在这次采访前,其实有数度与上海的朋友联系。
与大家想象中的不同,每次,他们都会快速结束话题,不会大吐苦水,也不会抨击时政。
近两个月,民间有数度与上海“深度共鸣”,比如不久前那个神奇的良夜。但到了上海朋友这边,面对外界沸腾的恻隐之心,却都平静得像个深海。
某天,听到一首歌,有两句是这样唱的:
灰色是不想说,蓝色是忧郁。
我忽然理解了他们,像祥林嫂一样逢人就说的,是创伤后应激综合症,大多数还在经历一切的上海人,就像喜剧电影中的周星驰,自己都不知道该摆出什么表情。
上海,图片来自网络
No.3│叁
灰色是不想说的,又何止上海人!
最近,各个城市都发布了4月底相关数据。一个字形容——惨!
上海工业总产值跌掉了6成多,长三角城市普遍下降3-4成。这个时候,我们对3月26日上海防疫会议上那番“因为上海这个城市不仅仅是上海人民的上海”,有了更深的认知。
上海,图片来自网络
疫情发生近三年,世界对新冠病毒的认识也才三年,不管是“清零派”还是“共存派”,都绝对不敢说100%摸清了病毒的个性。
我们拿两岸三个城市做对比:
香港:在疫情失控死亡9000多人后,进入了某种程度的共存,如今,尽管放松了大部分防疫限制,感染者仍维持在300人左右,暂时尚属可控;
台北:采取“重症求清零,有效管控轻症”,但事实上民众发现,号称提前部署,但是检测包等都需大排长龙,如今每日感染者高达8-9万,死亡数十人的现实,也验证了政策的失败;
上海:在严格的“清零”指挥棒下,令这个国际化大都市史无前例地封控了近两个月,代价也是巨大的。
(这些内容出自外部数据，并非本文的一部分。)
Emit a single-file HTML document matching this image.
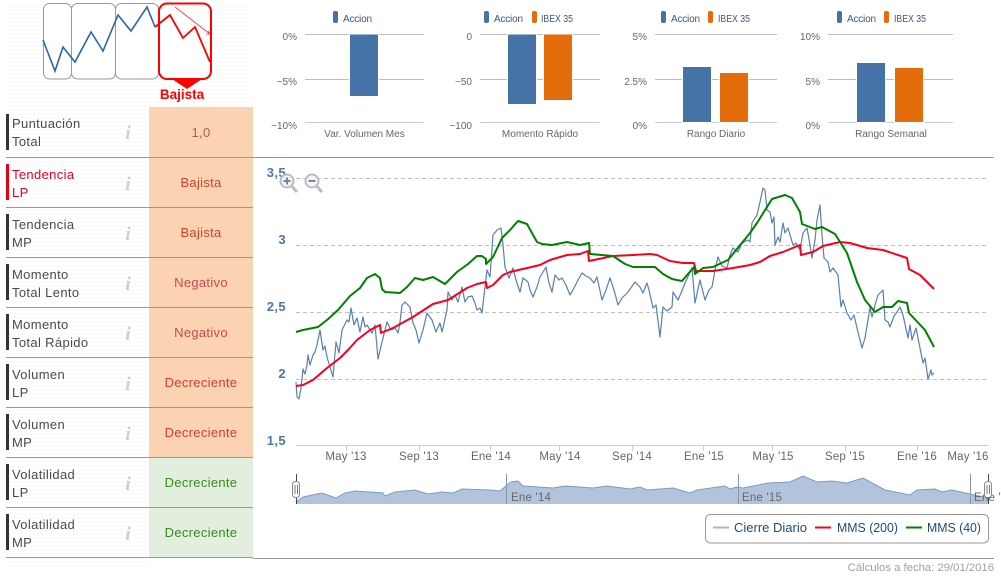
<!DOCTYPE html>
<html lang="es"><head><meta charset="utf-8"><title>Análisis</title>
<style>
html,body{margin:0;padding:0;background:#fff;width:1001px;height:582px;overflow:hidden}
svg{display:block}
text{font-family:"Liberation Sans",sans-serif}
.l{font-size:13px;fill:#444c55;letter-spacing:.35px}
.v{font-size:13px;text-anchor:middle;letter-spacing:.3px}
.r{fill:#c8442e}.g{fill:#3a8a1a}
.i{font-family:"Liberation Serif",serif;font-style:italic;font-weight:bold;font-size:19px;fill:#cfcfcf;text-anchor:middle}
.t{font-size:10px;fill:#666}
.e{text-anchor:end}.m{text-anchor:middle}
.y{font-size:13px;font-weight:bold;fill:#4d75a8;text-anchor:end;letter-spacing:.4px}
.x{font-size:11.5px;fill:#666;text-anchor:middle;letter-spacing:.2px}
.lg{font-size:13px;fill:#274b6d}
</style></head><body>
<svg width="1001" height="582" viewBox="0 0 1001 582" xmlns="http://www.w3.org/2000/svg">
<defs>
<pattern id="d" width="4" height="4" patternUnits="userSpaceOnUse"><rect x="1" y="1" width="2" height="2" fill="#f9f9f9"/></pattern>
<clipPath id="c"><rect x="254" y="470" width="747" height="40"/></clipPath>
</defs>
<rect x="6" y="3" width="244" height="104" fill="url(#d)"/>
<rect x="6" y="107" width="143" height="463" fill="url(#d)"/>

<!-- thumbnail -->
<g fill="#fff" stroke="#999" stroke-width="1">
<rect x="43.5" y="3.5" width="28" height="75.5" rx="6"/>
<rect x="71.5" y="3.5" width="44" height="75.5" rx="6"/>
<rect x="115.5" y="3.5" width="43" height="75.5" rx="6"/>
</g>
<rect x="159" y="3.5" width="52" height="75.5" rx="8" fill="#fff" stroke="#f00" stroke-width="2"/>
<path d="M172 79H202L187 89Z" fill="#f00"/>
<path d="M43 40L55 71L63 47L75 62L91 32L103 51L118 15L131 31L147 7L155 27" fill="none" stroke="#2a66a8" stroke-width="1.6"/>
<path d="M155 27L170 15L183 38L195 27L210 62" fill="none" stroke="#f00" stroke-width="1.8"/>
<path d="M175 7L210 34M210 34L206 34M210 34L208 31" fill="none" stroke="#f33" stroke-width=".8"/>
<text x="182" y="99" class="m" font-weight="bold" fill="#f00" style="font-size:13.5px">Bajista</text>

<!-- coloured cells -->
<rect x="149" y="107" width="104" height="350" fill="#fbd3b2"/>
<rect x="149" y="457" width="104" height="100" fill="#e2efdf"/>

<!-- row separators -->
<g stroke="#999" stroke-width="1">
<path d="M6 157.5H994M6 207.5H253M6 257.5H253M6 307.5H253M6 357.5H253M6 407.5H253M6 457.5H253M6 507.5H253M6 557.5H253M253 558.5H994"/>
</g>

<!-- left bars -->
<g fill="#333">
<rect x="6" y="114" width="3" height="36"/><rect x="6" y="214" width="3" height="36"/><rect x="6" y="264" width="3" height="36"/><rect x="6" y="314" width="3" height="36"/><rect x="6" y="364" width="3" height="36"/><rect x="6" y="414" width="3" height="36"/><rect x="6" y="464" width="3" height="36"/><rect x="6" y="514" width="3" height="36"/>
</g>
<rect x="6" y="164" width="3" height="36" fill="#e60012"/>

<!-- row labels -->
<text x="12" y="128" class="l">Puntuación</text><text x="12" y="146" class="l">Total</text>
<text x="12" y="179" class="l" style="fill:#e3001b">Tendencia</text><text x="12" y="197" class="l" style="fill:#e3001b">LP</text>
<text x="12" y="229" class="l">Tendencia</text><text x="12" y="247" class="l">MP</text>
<text x="12" y="279" class="l">Momento</text><text x="12" y="297" class="l">Total Lento</text>
<text x="12" y="329" class="l">Momento</text><text x="12" y="347" class="l">Total Rápido</text>
<text x="12" y="379" class="l">Volumen</text><text x="12" y="397" class="l">LP</text>
<text x="12" y="429" class="l">Volumen</text><text x="12" y="447" class="l">MP</text>
<text x="12" y="479" class="l">Volatilidad</text><text x="12" y="497" class="l">LP</text>
<text x="12" y="529" class="l">Volatilidad</text><text x="12" y="547" class="l">MP</text>

<g><text x="128" y="139" class="i">i</text><text x="128" y="190" class="i">i</text><text x="128" y="240" class="i">i</text><text x="128" y="290" class="i">i</text><text x="128" y="340" class="i">i</text><text x="128" y="390" class="i">i</text><text x="128" y="440" class="i">i</text><text x="128" y="490" class="i">i</text><text x="128" y="540" class="i">i</text></g>

<text x="201" y="137" class="v r" style="fill:#b85a4e">1,0</text>
<text x="201" y="187" class="v r">Bajista</text>
<text x="201" y="237" class="v r">Bajista</text>
<text x="201" y="287" class="v r" style="fill:#c84a50">Negativo</text>
<text x="201" y="337" class="v r" style="fill:#c84a50">Negativo</text>
<text x="201" y="387" class="v r" style="fill:#d03f2c">Decreciente</text>
<text x="201" y="437" class="v r" style="fill:#d03f2c">Decreciente</text>
<text x="201" y="487" class="v g">Decreciente</text>
<text x="201" y="537" class="v g">Decreciente</text>

<!-- top bar charts -->
<g stroke="#bdbdbd" stroke-width="1">
<path d="M305 34.5H424M305 79.5H424M480 34.5H600M480 79.5H600M655 34.5H777M655 79.5H777M828 34.5H953M828 79.5H953"/>
</g>
<path d="M305 122.5H424M480 122.5H600M655 122.5H777M828 122.5H953" stroke="#c0d0e0"/>
<g fill="#4572a7" stroke="#fff" stroke-width="1">
<rect x="349.5" y="34" width="29" height="62.5"/>
<rect x="507.5" y="34" width="29" height="70.5"/>
<rect x="682.5" y="66.5" width="29" height="56"/>
<rect x="856.5" y="62.5" width="29" height="60"/>
</g>
<g fill="#e46c0a" stroke="#fff" stroke-width="1">
<rect x="543.5" y="34" width="29" height="66.5"/>
<rect x="719.5" y="72.5" width="29" height="50"/>
<rect x="894.5" y="67.5" width="29" height="55"/>
</g>
<g fill="#4572a7">
<rect x="333" y="11" width="5" height="12" rx="2"/><rect x="484" y="11" width="5" height="12" rx="2"/><rect x="661" y="11" width="5" height="12" rx="2"/><rect x="837" y="11" width="5" height="12" rx="2"/>
</g>
<g fill="#e46c0a">
<rect x="532" y="11" width="5" height="12" rx="2"/><rect x="708" y="11" width="5" height="12" rx="2"/><rect x="884" y="11" width="5" height="12" rx="2"/>
</g>
<g>
<text x="343" y="22" class="t" textLength="29" style="fill:#3e576f">Accion</text>
<text x="494" y="22" class="t" textLength="29" style="fill:#3e576f">Accion</text><text x="541" y="22" class="t" textLength="32" lengthAdjust="spacingAndGlyphs" style="fill:#3e576f">IBEX 35</text>
<text x="671" y="22" class="t" textLength="29" style="fill:#3e576f">Accion</text><text x="718" y="22" class="t" textLength="32" lengthAdjust="spacingAndGlyphs" style="fill:#3e576f">IBEX 35</text>
<text x="847" y="22" class="t" textLength="29" style="fill:#3e576f">Accion</text><text x="894" y="22" class="t" textLength="32" lengthAdjust="spacingAndGlyphs" style="fill:#3e576f">IBEX 35</text>
<text x="297" y="40" class="t e">0%</text><text x="297" y="85" class="t e">−5%</text><text x="297" y="129" class="t e">−10%</text>
<text x="472" y="40" class="t e">0</text><text x="472" y="85" class="t e">−50</text><text x="472" y="129" class="t e">−100</text>
<text x="647" y="40" class="t e">5%</text><text x="647" y="85" class="t e">2.5%</text><text x="647" y="129" class="t e">0%</text>
<text x="820" y="40" class="t e">10%</text><text x="820" y="85" class="t e">5%</text><text x="820" y="129" class="t e">0%</text>
<text x="364.5" y="137" class="t m">Var. Volumen Mes</text>
<text x="540" y="137" class="t m">Momento Rápido</text>
<text x="716" y="137" class="t m">Rango Diario</text>
<text x="891" y="137" class="t m">Rango Semanal</text>
</g>

<!-- main chart -->
<path d="M296 178.5H987M296 245.5H987M296 312.5H987M296 379.5H987" stroke="#c0c0c0" stroke-dasharray="4 3" fill="none"/>
<path d="M296 445.5H989M346.5 446V451M419.5 446V451M490.5 446V451M559.5 446V451M632.5 446V451M703.5 446V451M772.5 446V451M845.5 446V451M917.5 446V451" stroke="#c0d0e0" fill="none"/>
<text x="286" y="177" class="y">3,5</text><text x="286" y="244" class="y">3</text><text x="286" y="311" class="y">2,5</text><text x="286" y="378" class="y">2</text><text x="286" y="445" class="y">1,5</text>
<text x="346" y="460" class="x">May '13</text><text x="419" y="460" class="x">Sep '13</text><text x="491" y="460" class="x">Ene '14</text><text x="560" y="460" class="x">May '14</text><text x="632" y="460" class="x">Sep '14</text><text x="704" y="460" class="x">Ene '15</text><text x="773" y="460" class="x">May '15</text><text x="845" y="460" class="x">Sep '15</text><text x="917" y="460" class="x">Ene '16</text><text x="968" y="460" class="x">May '16</text>

<path fill="none" stroke="#4572a7" stroke-width="1.2" opacity=".9" stroke-linejoin="round" d="M296 382L297 397L299 399L301 388L303 369L305 374L307 365L308 355L310 365L313 355L315 352L317 345L320 330L323 350L325 346L327 357L330 367L333 377L336 342L339 353L342 330L347 320L349 322L351 308L354 325L357 318L360 332L363 317L365 327L367 325L372 333L375 325L378 359L382 342L385 330L387 322L391 330L395 328L398 333L400 322L402 305L405 302L410 307L413 323L416 330L419 343L423 330L427 313L432 320L436 332L440 323L442 332L447 310L448 292L452 300L455 295L458 302L462 287L465 302L468 297L472 296L475 303L477 310L480 308L482 313L485 287L487 270L490 277L493 235L497 230L501 228L503 245L505 267L509 278L513 268L516 280L520 292L523 278L528 282L530 290L533 297L537 287L540 277L546 267L549 283L552 292L555 275L559 280L562 278L566 285L570 295L574 288L578 280L582 273L586 276L590 278L594 283L597 277L602 300L606 290L610 278L614 290L618 305L622 298L628 292L635 282L640 287L643 293L647 283L649 290L653 308L656 305L660 337L663 307L667 311L672 307L673 292L678 300L681 293L685 283L692 268L695 303L700 280L705 300L709 290L712 287L715 270L718 257L722 266L727 268L730 255L733 248L738 252L742 243L748 240L750 242L752 223L755 218L757 215L760 202L763 188L765 190L767 210L770 212L772 223L774 217L775 245L778 237L780 242L783 223L785 233L788 228L793 245L796 243L800 250L803 233L807 228L810 245L812 258L815 240L817 220L820 205L822 235L824 258L828 262L830 272L833 268L838 275L841 307L843 300L847 313L851 320L854 315L857 328L860 340L862 348L865 338L868 320L870 307L872 317L875 305L878 295L883 290L885 320L888 322L890 327L894 316L897 312L900 307L903 315L908 338L910 325L912 340L916 328L920 348L923 363L925 358L928 379L931 370L932 375L934 373"/>
<path fill="none" stroke="#f6001e" stroke-width="2" stroke-linejoin="round" d="M296 386L303 385L313 380L327 368L340 358L348 350L357 340L370 330L380 325L381 333L393 328L413 317L433 304L448 300L467 288L477 284L486 282L487 288L493 285L503 275L510 272L540 265L550 260L567 255L580 254L588 251L589 261L613 256L633 255L650 254L657 255L670 261L683 263L694 263L696 271L713 271L733 268L750 265L760 262L770 256L783 252L800 245L801 255L813 252L823 246L840 242L850 243L867 248L883 250L907 258L909 269L920 275L934 289"/>
<path fill="none" stroke="#008000" stroke-width="2" stroke-linejoin="round" d="M296 332L303 330L318 327L327 320L338 310L350 296L360 288L367 278L375 274L380 278L382 289L385 292L400 293L407 287L415 278L423 280L433 277L445 284L457 272L468 264L477 256L482 256L486 259L486 264L493 257L502 238L510 230L518 221L527 224L537 242L542 244L552 245L567 242L580 245L589 243L590 254L613 256L625 264L633 267L655 267L663 274L672 279L682 281L694 267L695 274L703 268L713 267L728 260L750 233L757 223L772 199L785 195L792 198L800 212L802 224L815 229L822 227L835 234L847 253L857 282L865 300L875 312L883 307L892 307L898 301L907 303L909 313L925 330L934 347"/>

<!-- zoom icons -->
<g fill="none" stroke="#bcbcbc">
<circle cx="287" cy="181" r="6.5" stroke-width="2" fill="#f4f4f4"/><path d="M292 186.5L297 192" stroke-width="3"/>
<circle cx="312" cy="181" r="6.5" stroke-width="2" fill="#f4f4f4"/><path d="M317 186.5L322 192" stroke-width="3"/>
<path d="M283.5 181H290.5M287 177.5V184.5M308.5 181H315.5" stroke="#6a8bb0" stroke-width="2"/>
</g>

<!-- navigator -->
<g clip-path="url(#c)">
<path fill="#b2c4dc" stroke="none" d="M296 504V502L303 497L322 493L336 498L345 493L355 491L383 493L385 496L395 492L415 490L428 494L442 492L453 493L462 489L490 490L500 491L507 485L511 482L518 481L523 486L553 488L565 486L593 488L607 486L630 489L640 487L647 490L673 488L690 493L697 490L725 486L730 489L737 487L743 488L768 483L790 482L803 476L817 482L832 481L847 483L863 478L885 490L910 495L917 490L935 489L942 492L952 490L970 494L988 498V504Z"/>
<path fill="none" stroke="#7d9ac0" d="M296 502L303 497L322 493L336 498L345 493L355 491L383 493L385 496L395 492L415 490L428 494L442 492L453 493L462 489L490 490L500 491L507 485L511 482L518 481L523 486L553 488L565 486L593 488L607 486L630 489L640 487L647 490L673 488L690 493L697 490L725 486L730 489L737 487L743 488L768 483L790 482L803 476L817 482L832 481L847 483L863 478L885 490L910 495L917 490L935 489L942 492L952 490L970 494L988 498"/>
<path d="M506.5 474V504M738.5 474V504M970.5 474V504" stroke="#8a97a8"/>
<text x="511" y="501" class="x" style="text-anchor:start;fill:#666;font-size:11.5px">Ene '14</text>
<text x="742" y="501" class="x" style="text-anchor:start;fill:#666;font-size:11.5px">Ene '15</text>
<text x="974" y="501" class="x" style="text-anchor:start;fill:#666;font-size:11.5px">Ene '16</text>
</g>
<g fill="#fff" stroke="#555" stroke-width="1">
<path d="M296.5 474V504M988.5 474V504" stroke="#444"/>
<rect x="292.5" y="481.5" width="7" height="16" rx="3" stroke="#888"/>
<rect x="984.5" y="481.5" width="7" height="16" rx="3" stroke="#888"/>
<path d="M295 485V494M297.5 485V494M987 485V494M989.5 485V494" stroke="#777" fill="none"/>
</g>

<!-- legend -->
<rect x="705.5" y="514.5" width="283" height="28.5" rx="5" fill="#fff" stroke="#999"/>
<path d="M713 527.5H729" stroke="#a2b8d4" stroke-width="2"/>
<path d="M815 527.5H831" stroke="#f6001e" stroke-width="2"/>
<path d="M906 527.5H922" stroke="#008000" stroke-width="2"/>
<text x="734" y="532" class="lg" textLength="73">Cierre Diario</text>
<text x="837" y="532" class="lg" textLength="61" lengthAdjust="spacingAndGlyphs">MMS (200)</text>
<text x="927" y="532" class="lg" textLength="54" lengthAdjust="spacingAndGlyphs">MMS (40)</text>

<text x="994" y="571" class="e" style="font-size:11.3px;fill:#a0a0a0">Cálculos a fecha: 29/01/2016</text>
</svg>
</body></html>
对比三个城市的抗疫模式,不难得出一个结论——没有完美的防疫模式。
但是,在人民健康和经济发展间,难道没有更好的道路?
上海一景(锋锋供图)
有位朋友说:“我深刻认同,在大局上清零的重要性。但是就个体而言,你说究竟是染疫可怕,还是防疫政策更可怕,答案可能不是前者。”
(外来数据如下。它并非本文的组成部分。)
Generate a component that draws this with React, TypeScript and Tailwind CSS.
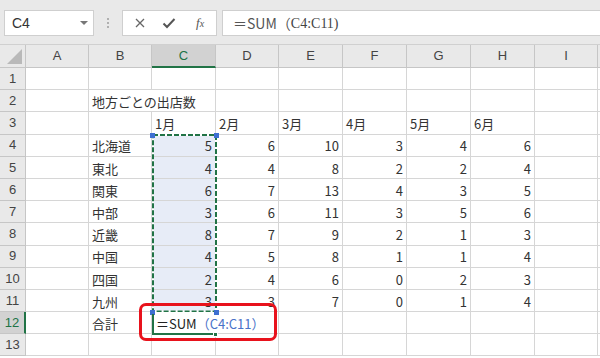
import React from "react";

const COLS = ["A", "B", "C", "D", "E", "F", "G", "H", "I"];
const GREEN = "#217346";

type Row = { label?: string; vals?: (number | string)[] };

const data: Record<number, Row> = {
  4: { label: "北海道", vals: [5, 6, 10, 3, 4, 6] },
  5: { label: "東北", vals: [4, 4, 8, 2, 2, 4] },
  6: { label: "関東", vals: [6, 7, 13, 4, 3, 5] },
  7: { label: "中部", vals: [3, 6, 11, 3, 5, 6] },
  8: { label: "近畿", vals: [8, 7, 9, 2, 1, 3] },
  9: { label: "中国", vals: [4, 5, 8, 1, 1, 4] },
  10: { label: "四国", vals: [2, 4, 6, 0, 2, 3] },
  11: { label: "九州", vals: [3, 3, 7, 0, 1, 4] },
};

const cellBase =
  "border-r border-b border-[#d6d6d6] text-[13px] text-[#333] flex items-center pt-[2px] whitespace-nowrap";

function Cell({
  children,
  right,
  fill,
  span,
}: {
  children?: React.ReactNode;
  right?: boolean;
  fill?: boolean;
  span?: boolean;
}) {
  return (
    <div
      className={`${cellBase} ${right ? "justify-end pr-[3px]" : "justify-start pl-[3px]"} ${
        fill ? "bg-[#e7ecf7]" : "bg-white"
      } ${span ? "col-span-2" : ""}`}
    >
      {children}
    </div>
  );
}

function RowHeader({ n, active }: { n: number; active?: boolean }) {
  return (
    <div
      className={`flex items-center justify-center text-[13px] border-b border-[#c6c6c6] ${
        active
          ? "bg-[#d2d2d2] text-[#217346] border-r-2 border-r-[#217346]"
          : "bg-[#e9e9e9] text-[#444] border-r border-r-[#c6c6c6]"
      }`}
      style={{ fontFamily: "'Liberation Sans', Arial, sans-serif" }}
    >
      {n}
    </div>
  );
}

export default function App() {
  const rows: React.ReactNode[] = [];
  for (let r = 1; r <= 13; r++) {
    const cells: React.ReactNode[] = [];
    cells.push(<RowHeader key={`h${r}`} n={r} active={r === 12} />);
    if (r === 2) {
      cells.push(<Cell key="a" />);
      cells.push(
        <Cell key="b" span>
          地方ごとの出店数
        </Cell>
      );
      for (let c = 3; c < 9; c++) cells.push(<Cell key={c} />);
    } else if (r === 3) {
      cells.push(<Cell key="a" />);
      cells.push(<Cell key="b" />);
      ["1月", "2月", "3月", "4月", "5月", "6月"].forEach((m) =>
        cells.push(<Cell key={m}>{m}</Cell>)
      );
      cells.push(<Cell key="i" />);
    } else if (data[r]) {
      const d = data[r];
      cells.push(<Cell key="a" />);
      cells.push(<Cell key="b">{d.label}</Cell>);
      d.vals!.forEach((v, i) =>
        cells.push(
          <Cell key={i} right fill={i === 0}>
            {v}
          </Cell>
        )
      );
      cells.push(<Cell key="i" />);
    } else if (r === 12) {
      cells.push(<Cell key="a" />);
      cells.push(<Cell key="b">合計</Cell>);
      cells.push(
        <Cell key="c" span>
          <span className="pl-[1px] text-[13px] text-[#222]">＝SUM</span>
          <span className="text-[13px] text-[#4a72c8]">（C4:C11）</span>
        </Cell>
      );
      for (let c = 4; c < 9; c++) cells.push(<Cell key={c} />);
    } else {
      for (let c = 0; c < 9; c++) cells.push(<Cell key={c} />);
    }
    cells.push(<div key="end" className="bg-white border-b border-[#d6d6d6]" />);
    rows.push(<React.Fragment key={r}>{cells}</React.Fragment>);
  }

  const rowTop = (r: number) => 23 + (r - 1) * 22.2;

  return (
    <div
      className="w-[600px] h-[358px] overflow-hidden bg-white flex flex-col"
      style={{ fontFamily: "'Noto Sans CJK JP', 'Noto Sans', sans-serif" }}
    >
      {/* Formula bar */}
      <div className="h-[45px] bg-[#e9e9e9] flex items-start pt-[10px] border-b border-[#d0d0d0] shrink-0">
        <div className="ml-[4px] w-[90px] h-[26px] bg-white border border-[#cfcfcf] flex items-center justify-between pl-[7px] pr-[5px]">
          <span
            className="text-[14px] text-[#333]"
            style={{ fontFamily: "'Liberation Sans', Arial, sans-serif" }}
          >
            C4
          </span>
          <span className="w-0 h-0 border-l-[4px] border-r-[4px] border-t-[4px] border-l-transparent border-r-transparent border-t-[#777]" />
        </div>
        <div className="w-[28px] h-[26px] flex flex-col items-center justify-center gap-[2px]">
          <span className="w-[2px] h-[2px] bg-[#b0b0b0]" />
          <span className="w-[2px] h-[2px] bg-[#b0b0b0]" />
          <span className="w-[2px] h-[2px] bg-[#b0b0b0]" />
        </div>
        <div className="w-[95px] h-[26px] bg-white border border-[#cfcfcf] flex items-center pl-[11px]">
          <svg width="12" height="12" viewBox="0 0 12 12">
            <path d="M2 2 L10 10 M10 2 L2 10" stroke="#666" strokeWidth="1.3" fill="none" />
          </svg>
          <svg width="14" height="12" viewBox="0 0 14 12" className="ml-[16px]">
            <path d="M1.5 6.5 L5 10 L12.5 2" stroke="#555" strokeWidth="2" fill="none" />
          </svg>
          <span
            className="ml-[20px] text-[13px] italic text-[#555]"
            style={{ fontFamily: "'Liberation Serif', 'Times New Roman', serif" }}
          >
            f<span className="text-[10px]">x</span>
          </span>
        </div>
        <div className="ml-[5px] flex-1 h-[26px] bg-white border border-[#cfcfcf] border-r-0 flex items-center pl-[10px] whitespace-nowrap">
          <span className="text-[14px] text-[#555]">＝SUM（</span>
          <span
            className="text-[14px] text-[#444]"
            style={{ fontFamily: "'Liberation Serif', 'Times New Roman', serif" }}
          >
            C4:C11)
          </span>
        </div>
      </div>

      {/* Grid */}
      <div className="relative flex-1">
        <div className="grid grid-cols-[26px_63px_63px_64px_63px_64px_64px_64px_64px_63px_2px] grid-rows-[23px_repeat(13,22.2px)]">
          {/* header row */}
          <div className="bg-[#e9e9e9] border-r border-b border-[#c6c6c6] relative">
            <svg className="absolute right-[3px] bottom-[3px]" width="15" height="15" viewBox="0 0 15 15">
              <path d="M15 0 L15 15 L0 15 Z" fill="#b9b9b9" />
            </svg>
          </div>
          {COLS.map((c) => (
            <div
              key={c}
              className={`flex items-center justify-center text-[13px] border-r border-[#c6c6c6] ${
                c === "C"
                  ? "bg-[#d2d2d2] text-[#217346] border-b-2 border-b-[#217346]"
                  : "bg-[#e9e9e9] text-[#444] border-b border-b-[#c6c6c6]"
              }`}
              style={{ fontFamily: "'Liberation Sans', Arial, sans-serif" }}
            >
              {c}
            </div>
          ))}
          <div className="bg-[#e9e9e9] border-b border-[#c6c6c6]" />
          {rows}
        </div>

        {/* Marching ants around C4:C11 */}
        <svg
          className="absolute"
          style={{ left: 152, top: rowTop(4) - 1, width: 65, height: 8 * 22.2 + 1 }}
          viewBox={`0 0 65 ${8 * 22.2 + 1}`}
        >
          <rect x="1" y="1" width="63" height={8 * 22.2 - 1} fill="none" stroke="#ffffff" strokeWidth="2" />
          <rect
            x="1"
            y="1"
            width="63"
            height={8 * 22.2 - 1}
            fill="none"
            stroke={GREEN}
            strokeWidth="2"
            strokeDasharray="5 2"
          />
        </svg>
        {/* range handles */}
        {[
          [150, rowTop(4) - 2],
          [214, rowTop(4) - 2],
          [150, rowTop(12) - 2],
          [214, rowTop(12) - 2],
        ].map(([x, y], i) => (
          <div
            key={i}
            className="absolute w-[5px] h-[5px] bg-[#3d6fd1]"
            style={{ left: x, top: y }}
          />
        ))}
        {/* Active cell C12 */}
        <div
          className="absolute w-[2px] bg-[#217346]"
          style={{ left: 152, top: rowTop(12) + 2, height: 20.5 }}
        />
        <div
          className="absolute h-[2px] bg-[#217346]"
          style={{ left: 152, top: rowTop(12) + 20.8, width: 63 }}
        />
        <div
          className="absolute w-[5px] h-[5px] bg-[#217346] border border-white"
          style={{ left: 213, top: rowTop(12) + 19.5 }}
        />

        {/* Red highlight box */}
        <div className="absolute left-[139px] top-[258px] w-[138px] h-[38px] border-[3px] border-[#e8121c] rounded-[7px]" />
      </div>
    </div>
  );
}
昨天看了一个视频,一位居于上海的外教博主,在封控一个多月后,忽然全家在5月9日感染了新冠(他们也不知从何而来)。由于隔离场地对接的问题,他们感染6天后才被送往方舱医院,而从第二天,他儿子就已经恢复,其中有两天测试是阴性。第五天,大白来进行采检,由于小孩表现抗拒,大白下意识地吓唬他:“如果检查不出来,就要和爸爸妈妈分开咯。”那一瞬间,明显感觉得到爸爸一半无语一半担忧的复杂心情。第二天,儿子检测结果出来了——阳性。他在讲述这个结果时,反而显露出了一种如释重负的表情!
被感染的幼子被迫与父母分离,在早期时曾是让家长倍为担心的一个问题。而类似的问题,对于感染者来说,还有很多。这样的细节,在大叙述面前大多湮没于深海。
沉默大多数的生活难题,自然也是不好说,更不想说了。
只有网上那则流传甚广的段子,反映了人民的深深无奈:
新冠致死率0.01%,不工作致死率100%!
这几天,有篇叫做《除了胡锡进,没人关注经济》的文章广为流传,正反映了民间普遍的忧虑——当防疫正确成为绝对的禁区,理性讨论不可说,对经济民生的关注不想说,这才是最可怕的!